EXERCISE:
Omit all images, then return the remaining material exactly as it stands.

----- STORED DATA -----

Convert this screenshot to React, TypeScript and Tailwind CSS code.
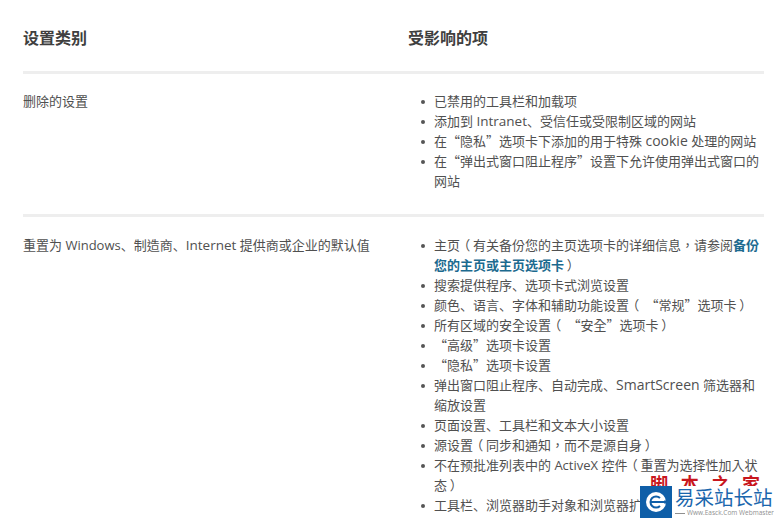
import type { ReactNode } from 'react';

const latin = '"Open Sans", "Noto Sans CJK TC", sans-serif';
const sc = '"Noto Sans CJK SC", sans-serif';

const wordSize: Record<string, string> = {
  Windows: 'text-[13px]',
  Internet: 'text-[13.5px]',
  Intranet: 'text-[13.5px]',
  ActiveX: 'text-[13px]',
  cookie: 'text-[14px]',
  SmartScreen: 'text-[14px]',
};

function T({ children }: { children: string }) {
  const parts = children.split(/([A-Za-z]+|[“”、（）])/);
  return (
    <>
      {parts.map((p, i) => {
        if (/^[A-Za-z]+$/.test(p)) return <span key={i} className={wordSize[p]}>{p}</span>;
        if (/^[“”、]$/.test(p)) return <span key={i} style={{ fontFamily: sc }}>{p}</span>;
        if (p === '（' || p === '）')
          return (
            <span key={i} className="inline-block w-[13px] text-center [font-feature-settings:'palt']" style={{ fontFamily: sc }}>
              {p}
            </span>
          );
        return p;
      })}
    </>
  );
}

function Bullets({ items }: { items: ReactNode[] }) {
  return (
    <ul>
      {items.map((t, i) => (
        <li key={i} className="flex">
          <span className="ml-[13px] mr-[9px] mt-[9px] h-[4px] w-[4px] shrink-0 rounded-full bg-[#555555]" />
          <div>{t}</div>
        </li>
      ))}
    </ul>
  );
}

const first = [
  <T>已禁用的工具栏和加载项</T>,
  <T>添加到 Intranet、受信任或受限制区域的网站</T>,
  <T>在“隐私”选项卡下添加的用于特殊 cookie 处理的网站</T>,
  <T>在“弹出式窗口阻止程序”设置下允许使用弹出式窗口的网站</T>,
];

const second = [
  <>
    <T>主页（有关备份您的主页选项卡的详细信息，请参阅</T>
    <a className="font-bold text-[#1c6a8f]">备份您的主页或主页选项卡</a>
    <T>）</T>
  </>,
  <T>搜索提供程序、选项卡式浏览设置</T>,
  <T>颜色、语言、字体和辅助功能设置（ “常规”选项卡）</T>,
  <T>所有区域的安全设置（ “安全”选项卡）</T>,
  <T>“高级”选项卡设置</T>,
  <T>“隐私”选项卡设置</T>,
  <T>弹出窗口阻止程序、自动完成、SmartScreen 筛选器和缩放设置</T>,
  <T>页面设置、工具栏和文本大小设置</T>,
  <T>源设置（同步和通知，而不是源自身）</T>,
  <T>不在预批准列表中的 ActiveX 控件（重置为选择性加入状态）</T>,
  <T>工具栏、浏览器助手对象和浏览器扩展</T>,
];

export default function App() {
  return (
    <div
      className="relative h-[518px] w-[774px] overflow-hidden bg-white pl-[23px] pr-[10px] text-[13px] leading-[20px] text-[#505050] [text-spacing-trim:space-all]"
      style={{ fontFamily: latin }}
    >
      <div className="grid h-[74px] grid-cols-[385px_1fr] border-b-[3px] border-[#eeeeee] pt-[26px] text-[16px] font-bold leading-[24px] text-[#3f3f3f]">
        <div>设置类别</div>
        <div>受影响的项</div>
      </div>
      <div className="grid h-[143px] grid-cols-[385px_1fr] border-b-[3px] border-[#eeeeee] pt-[17px]">
        <div><T>删除的设置</T></div>
        <Bullets items={first} />
      </div>
      <div className="grid grid-cols-[385px_1fr] pt-[18px]">
        <div><T>重置为 Windows、制造商、Internet 提供商或企业的默认值</T></div>
        <Bullets items={second} />
      </div>

      <div className="absolute bottom-0 right-0 flex h-[32px] w-[134px] bg-white">
        <div className="flex h-[32px] w-[32px] shrink-0 items-center justify-center bg-[#0f5fa8]">
          <svg width="22" height="22" viewBox="0 0 22 22">
            <circle cx="11" cy="11" r="10" fill="#fff" />
            <path d="M19 9.5 H22 V12.5 H19 Z" fill="#0f5fa8" />
            <path d="M6.5 11 H19 M15 7 A5.6 5.6 0 1 0 15 15" fill="none" stroke="#0f5fa8" strokeWidth="2" />
          </svg>
        </div>
        <div className="flex min-w-0 flex-col pl-[3px]">
          <div className="whitespace-nowrap text-[19.5px] leading-[23px] text-[#1a66ad]">易采站长站</div>
          <div className="flex items-center whitespace-nowrap text-[6.5px] leading-[8px] text-[#8f8f8f]">
            <span className="mr-[2px] h-px w-[17px] bg-[#8f8f8f]" />
            Www.Easck.Com Webmaster
          </div>
        </div>
      </div>
      <div className="absolute bottom-[32px] right-[14px] h-[14px] w-[110px] overflow-hidden">
        <div className="flex justify-between text-[18px] font-bold leading-[22px] text-[#c8161d]" style={{ fontFamily: sc }}>
          <span>脚</span><span>本</span><span>之</span><span>家</span>
        </div>
      </div>
    </div>
  );
}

-----

THE OUTPUT:
Convert this screenshot to React, TypeScript and Tailwind CSS code.
import type { ReactNode } from 'react';

const latin = '"Open Sans", "Noto Sans CJK TC", sans-serif';
const sc = '"Noto Sans CJK SC", sans-serif';

const wordSize: Record<string, string> = {
  Windows: 'text-[13px]',
  Internet: 'text-[13.5px]',
  Intranet: 'text-[13.5px]',
  ActiveX: 'text-[13px]',
  cookie: 'text-[14px]',
  SmartScreen: 'text-[14px]',
};

function T({ children }: { children: string }) {
  const parts = children.split(/([A-Za-z]+|[“”、（）])/);
  return (
    <>
      {parts.map((p, i) => {
        if (/^[A-Za-z]+$/.test(p)) return <span key={i} className={wordSize[p]}>{p}</span>;
        if (/^[“”、]$/.test(p)) return <span key={i} style={{ fontFamily: sc }}>{p}</span>;
        if (p === '（' || p === '）')
          return (
            <span key={i} className="inline-block w-[13px] text-center [font-feature-settings:'palt']" style={{ fontFamily: sc }}>
              {p}
            </span>
          );
        return p;
      })}
    </>
  );
}

function Bullets({ items }: { items: ReactNode[] }) {
  return (
    <ul>
      {items.map((t, i) => (
        <li key={i} className="flex">
          <span className="ml-[13px] mr-[9px] mt-[9px] h-[4px] w-[4px] shrink-0 rounded-full bg-[#555555]" />
          <div>{t}</div>
        </li>
      ))}
    </ul>
  );
}

const first = [
  <T>已禁用的工具栏和加载项</T>,
  <T>添加到 Intranet、受信任或受限制区域的网站</T>,
  <T>在“隐私”选项卡下添加的用于特殊 cookie 处理的网站</T>,
  <T>在“弹出式窗口阻止程序”设置下允许使用弹出式窗口的网站</T>,
];

const second = [
  <>
    <T>主页（有关备份您的主页选项卡的详细信息，请参阅</T>
    <a className="font-bold text-[#1c6a8f]">备份您的主页或主页选项卡</a>
    <T>）</T>
  </>,
  <T>搜索提供程序、选项卡式浏览设置</T>,
  <T>颜色、语言、字体和辅助功能设置（ “常规”选项卡）</T>,
  <T>所有区域的安全设置（ “安全”选项卡）</T>,
  <T>“高级”选项卡设置</T>,
  <T>“隐私”选项卡设置</T>,
  <T>弹出窗口阻止程序、自动完成、SmartScreen 筛选器和缩放设置</T>,
  <T>页面设置、工具栏和文本大小设置</T>,
  <T>源设置（同步和通知，而不是源自身）</T>,
  <T>不在预批准列表中的 ActiveX 控件（重置为选择性加入状态）</T>,
  <T>工具栏、浏览器助手对象和浏览器扩展</T>,
];

export default function App() {
  return (
    <div
      className="relative h-[518px] w-[774px] overflow-hidden bg-white pl-[23px] pr-[10px] text-[13px] leading-[20px] text-[#505050] [text-spacing-trim:space-all]"
      style={{ fontFamily: latin }}
    >
      <div className="grid h-[74px] grid-cols-[385px_1fr] border-b-[3px] border-[#eeeeee] pt-[26px] text-[16px] font-bold leading-[24px] text-[#3f3f3f]">
        <div>设置类别</div>
        <div>受影响的项</div>
      </div>
      <div className="grid h-[143px] grid-cols-[385px_1fr] border-b-[3px] border-[#eeeeee] pt-[17px]">
        <div><T>删除的设置</T></div>
        <Bullets items={first} />
      </div>
      <div className="grid grid-cols-[385px_1fr] pt-[18px]">
        <div><T>重置为 Windows、制造商、Internet 提供商或企业的默认值</T></div>
        <Bullets items={second} />
      </div>

      <div className="absolute bottom-0 right-0 flex h-[32px] w-[134px] bg-white">
        <div className="flex h-[32px] w-[32px] shrink-0 items-center justify-center bg-[#0f5fa8]">
          <svg width="22" height="22" viewBox="0 0 22 22">
            <circle cx="11" cy="11" r="10" fill="#fff" />
            <path d="M19 9.5 H22 V12.5 H19 Z" fill="#0f5fa8" />
            <path d="M6.5 11 H19 M15 7 A5.6 5.6 0 1 0 15 15" fill="none" stroke="#0f5fa8" strokeWidth="2" />
          </svg>
        </div>
        <div className="flex min-w-0 flex-col pl-[3px]">
          <div className="whitespace-nowrap text-[19.5px] leading-[23px] text-[#1a66ad]">易采站长站</div>
          <div className="flex items-center whitespace-nowrap text-[6.5px] leading-[8px] text-[#8f8f8f]">
            <span className="mr-[2px] h-px w-[17px] bg-[#8f8f8f]" />
            Www.Easck.Com Webmaster
          </div>
        </div>
      </div>
      <div className="absolute bottom-[32px] right-[14px] h-[14px] w-[110px] overflow-hidden">
        <div className="flex justify-between text-[18px] font-bold leading-[22px] text-[#c8161d]" style={{ fontFamily: sc }}>
          <span>脚</span><span>本</span><span>之</span><span>家</span>
        </div>
      </div>
    </div>
  );
}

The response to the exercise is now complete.